Frances d'Emilio, Associated Press

Italian Democratic Party lawmaker Enrico Letta is saluted by a presidential guard as he leaves after making a statement to the media after talks with Italian President Giorgio Napolitano, in Rome's Quirinale presidential palace, Wednesday, April 24, 2013. Italy's president has appointed Enrico Letta as premier, asking him to try to form a government to end Italy's political paralysis and set the country back on the path of reform and economic growth.
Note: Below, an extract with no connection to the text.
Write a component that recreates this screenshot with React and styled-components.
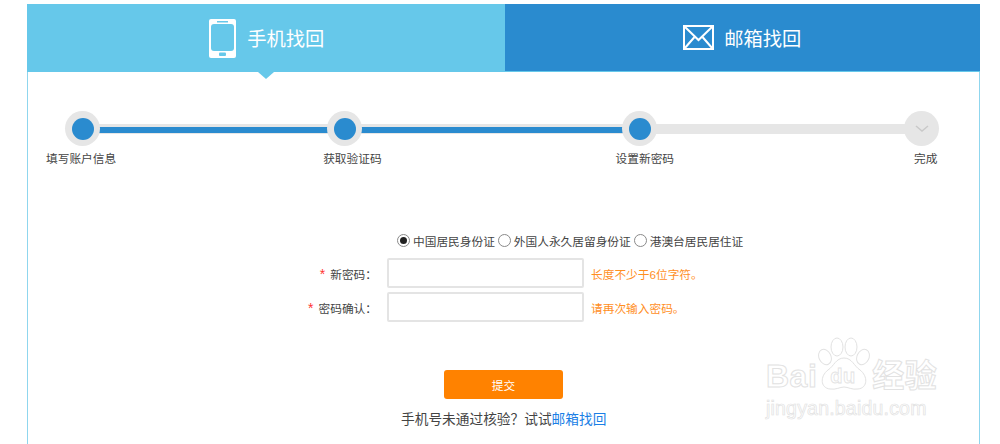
import React from 'react';
import styled, { createGlobalStyle } from 'styled-components';

const fontStack = '"Liberation Sans", "Noto Sans CJK SC", sans-serif';

const GlobalStyle = createGlobalStyle`
  html, body {
    margin: 0;
    background: #fff;
    font-family: ${fontStack};
    overflow: hidden;
  }
  * { box-sizing: border-box; }
`;

const Page = styled.div`
  position: relative;
  width: 1000px;
  height: 444px;
  padding: 4px 20px 0 27px;
  overflow: hidden;
`;

const Card = styled.div`
  width: 953px;
  height: 440px;
  display: flex;
  flex-direction: column;
`;

const Tabs = styled.div`
  display: flex;
  height: 68px;
  flex: none;
`;

const Tab = styled.div`
  position: relative;
  flex: 1;
  display: flex;
  align-items: center;
  justify-content: center;
  gap: ${(p) => (p.$active ? '11px' : '10px')};
  padding-left: ${(p) => (p.$active ? '2px' : '0')};
  background: ${(p) => (p.$active ? '#66c8ea' : '#2a8bcf')};
  border-bottom: ${(p) => (p.$active ? 'none' : '1px solid #66c8ea')};
  color: #fff;
  font-size: 19.3px;
  ${(p) => p.$active && `
    &::after {
      content: '';
      position: absolute;
      left: 50%;
      bottom: -7px;
      margin-left: -8px;
      border-left: 8px solid transparent;
      border-right: 8px solid transparent;
      border-top: 7px solid #66c8ea;
    }
  `}
`;

const Body = styled.div`
  flex: 1;
  border-left: 1px solid #8fd6ee;
  border-right: 1px solid #8fd6ee;
  padding-top: 39px;
`;

const Track = styled.div`
  display: flex;
  align-items: center;
  padding-left: 38px;
  height: 35px;
`;

const Dot = styled.div`
  position: relative;
  z-index: 1;
  width: 35px;
  height: 35px;
  flex: none;
  border-radius: 50%;
  background: #e6e6e6;
  display: flex;
  align-items: center;
  justify-content: center;
  margin: 0 -1px;

  &::before {
    content: '';
    display: ${(p) => (p.$done ? 'block' : 'none')};
    width: 22px;
    height: 22px;
    border-radius: 50%;
    background: #2a8bcf;
  }
`;

const Bar = styled.div`
  width: ${(p) => p.$width}px;
  height: 10px;
  flex: none;
  background: #e6e6e6;
  padding-top: 3px;

  &::before {
    content: '';
    display: ${(p) => (p.$done ? 'block' : 'none')};
    height: 6px;
    background: #2a8bcf;
  }
`;

const Labels = styled.div`
  display: flex;
  padding-left: 18px;
  margin-top: 6px;
  font-size: 11.7px;
  line-height: 14px;
  color: #444;
`;

const StepLabel = styled.span`
  margin-left: ${(p) => p.$offset || 0}px;
  white-space: nowrap;
`;

const Form = styled.div`
  margin-top: 67px;
  display: flex;
  flex-direction: column;
`;

const RadioRow = styled.div`
  display: flex;
  align-items: center;
  padding-left: 369px;
  height: 14px;
  font-size: 11.7px;
  color: #444;
`;

const RadioItem = styled.label`
  display: flex;
  align-items: center;
  gap: 3px;
  margin-right: 3px;
  white-space: nowrap;
`;

const RadioMark = styled.span`
  width: 13px;
  height: 13px;
  flex: none;
  border-radius: 50%;
  border: 1px solid #8a8a8a;
  background: #fff;
  display: flex;
  align-items: center;
  justify-content: center;

  &::before {
    content: '';
    display: ${(p) => (p.$checked ? 'block' : 'none')};
    width: 7px;
    height: 7px;
    border-radius: 50%;
    background: #222;
  }
`;

const Field = styled.div`
  display: flex;
  align-items: center;
  height: 30px;
  margin-top: ${(p) => p.$top}px;
`;

const FieldLabel = styled.div`
  width: 359px;
  padding-right: 10px;
  text-align: right;
  font-size: 11.7px;
  color: #444;
  white-space: nowrap;
`;

const Star = styled.span`
  color: #f33;
  font-size: 14px;
  margin-right: 5px;
`;

const Input = styled.input`
  width: 197px;
  height: 30px;
  flex: none;
  border: 2px solid #e4e4e4;
  border-radius: 2px;
  background: #fff;
  outline: none;
`;

const Hint = styled.span`
  margin-left: 7px;
  font-size: 11.7px;
  color: #ff8f1f;
  white-space: nowrap;
`;

const Submit = styled.button`
  display: block;
  width: 119px;
  height: 29px;
  margin: 48px 0 0 416px;
  border: none;
  border-radius: 3px;
  background: #ff8200;
  color: #fff;
  font-family: ${fontStack};
  font-size: 11.7px;
`;

const Footer = styled.div`
  margin: 11px 0 0 373px;
  font-size: 13.7px;
  line-height: 20px;
  color: #444;
  white-space: nowrap;
`;

const MailLink = styled.a`
  color: #1a7fe6;
  text-decoration: none;
`;

const Watermark = styled.div`
  position: absolute;
  left: 766px;
  top: 336px;
  width: 180px;
  height: 90px;
  color: #fff;
  -webkit-text-stroke: 1px #e2e2e2;
  font-family: ${fontStack};
`;

const MarkLogo = styled.div`
  display: flex;
  align-items: flex-end;
  height: 58px;
  font-size: 32px;
  line-height: 36px;
  font-weight: 700;
  letter-spacing: 0.5px;
`;

const MarkUrl = styled.div`
  margin-top: 2px;
  font-size: 19.5px;
  line-height: 24px;
  letter-spacing: 0.2px;
  -webkit-text-stroke: 0.7px #e2e2e2;
`;

const PawBox = styled.div`
  position: relative;
  width: 52px;
  height: 58px;
  flex: none;
  margin: 0 2px 0 1px;
`;

const PawText = styled.span`
  position: absolute;
  left: 12px;
  bottom: 7px;
  font-size: 20px;
  line-height: 22px;
  -webkit-text-stroke: 0.8px #e2e2e2;
`;

const PhoneIcon = () => (
  <svg width="27" height="39" viewBox="0 0 27 39">
    <rect width="27" height="39" rx="2" fill="#fff" />
    <rect x="2" y="5" width="23" height="27" rx="3" fill="#66c8ea" />
    <rect x="8" y="2" width="11" height="1.5" fill="#66c8ea" />
    <rect x="10" y="33.500" width="7" height="3.500" rx="1" fill="#66c8ea" />
  </svg>
);

const MailIcon = () => (
  <svg width="31" height="25" viewBox="0 0 31 25" fill="none" stroke="#fff">
    <rect x="1" y="1" width="29" height="23" strokeWidth="2" />
    <path d="M1.500 1.500 L15.500 15 L29.500 1.500" strokeWidth="2" />
    <path d="M1.500 23.500 L11.500 12 M29.500 23.500 L19.500 12" strokeWidth="2" />
  </svg>
);

const CheckIcon = () => (
  <svg width="14" height="9" viewBox="0 0 14 9" fill="none">
    <path d="M1 2 L7 7 L13 2" stroke="#c9c9c9" strokeWidth="1.500" />
  </svg>
);

const Paw = () => (
  <svg width="52" height="58" viewBox="0 0 52 58" fill="#fff" stroke="#e2e2e2" strokeWidth="1">
    <ellipse cx="19" cy="11" rx="6" ry="9" />
    <ellipse cx="33" cy="11" rx="6" ry="9" />
    <ellipse cx="7" cy="21" rx="6" ry="8" transform="rotate(-25 7 21)" />
    <ellipse cx="45" cy="21" rx="6" ry="8" transform="rotate(25 45 21)" />
    <path d="M26 22 C34 22 36 30 42 34 C50 40 50 52 40 53 C34 54 30 51 26 51 C22 51 18 54 12 53 C2 52 2 40 10 34 C16 30 18 22 26 22 Z" />
  </svg>
);

const App = () => (
  <Page>
    <GlobalStyle />
    <Card>
      <Tabs>
        <Tab $active>
          <PhoneIcon />
          手机找回
        </Tab>
        <Tab>
          <MailIcon />
          邮箱找回
        </Tab>
      </Tabs>
      <Body>
        <Track>
          <Dot $done />
          <Bar $width={229} $done />
          <Dot $done />
          <Bar $width={262} $done />
          <Dot $done />
          <Bar $width={249} />
          <Dot>
            <CheckIcon />
          </Dot>
        </Track>
        <Labels>
          <StepLabel>填写账户信息</StepLabel>
          <StepLabel $offset={207}>获取验证码</StepLabel>
          <StepLabel $offset={234}>设置新密码</StepLabel>
          <StepLabel $offset={240}>完成</StepLabel>
        </Labels>
        <Form>
          <RadioRow>
            <RadioItem>
              <RadioMark $checked />
              中国居民身份证
            </RadioItem>
            <RadioItem>
              <RadioMark />
              外国人永久居留身份证
            </RadioItem>
            <RadioItem>
              <RadioMark />
              港澳台居民居住证
            </RadioItem>
          </RadioRow>
          <Field $top={11}>
            <FieldLabel>
              <Star>*</Star>新密码：
            </FieldLabel>
            <Input />
            <Hint>长度不少于6位字符。</Hint>
          </Field>
          <Field $top={4}>
            <FieldLabel>
              <Star>*</Star>密码确认：
            </FieldLabel>
            <Input />
            <Hint>请再次输入密码。</Hint>
          </Field>
        </Form>
        <Submit>提交</Submit>
        <Footer>
          手机号未通过核验？试试<MailLink>邮箱找回</MailLink>
        </Footer>
      </Body>
    </Card>
    <Watermark>
      <MarkLogo>
        Bai
        <PawBox>
          <Paw />
          <PawText>du</PawText>
        </PawBox>
        经验
      </MarkLogo>
      <MarkUrl>jingyan.baidu.com</MarkUrl>
    </Watermark>
  </Page>
);

export default App;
Letta, a 46-year-old longtime center-left lawmaker, told reporters Wednesday he accepted the job knowing it's an enormous responsibility and that Italy's political class "has lost all credibility." (AP Photo/Gregorio Borgia)

ROME (AP) -- Silvio Berlusconi's top political aide says issues on economic policy must be resolved before his conservative forces can join a center-left party in a coalition government for Italy.

But Angelino Alfano said after meeting Premier-designate Enrico Letta on Thursday that progress was made toward an agreement.

Letta, a center-left leader, is trying to find common ground among political blocs mired in deadlock since inconclusive February elections.

Ex-Premier Berlusconi's "recipe" for reviving economy includes abolishing a property tax some consider crucial to Italy's surviving the eurozone debt crisis.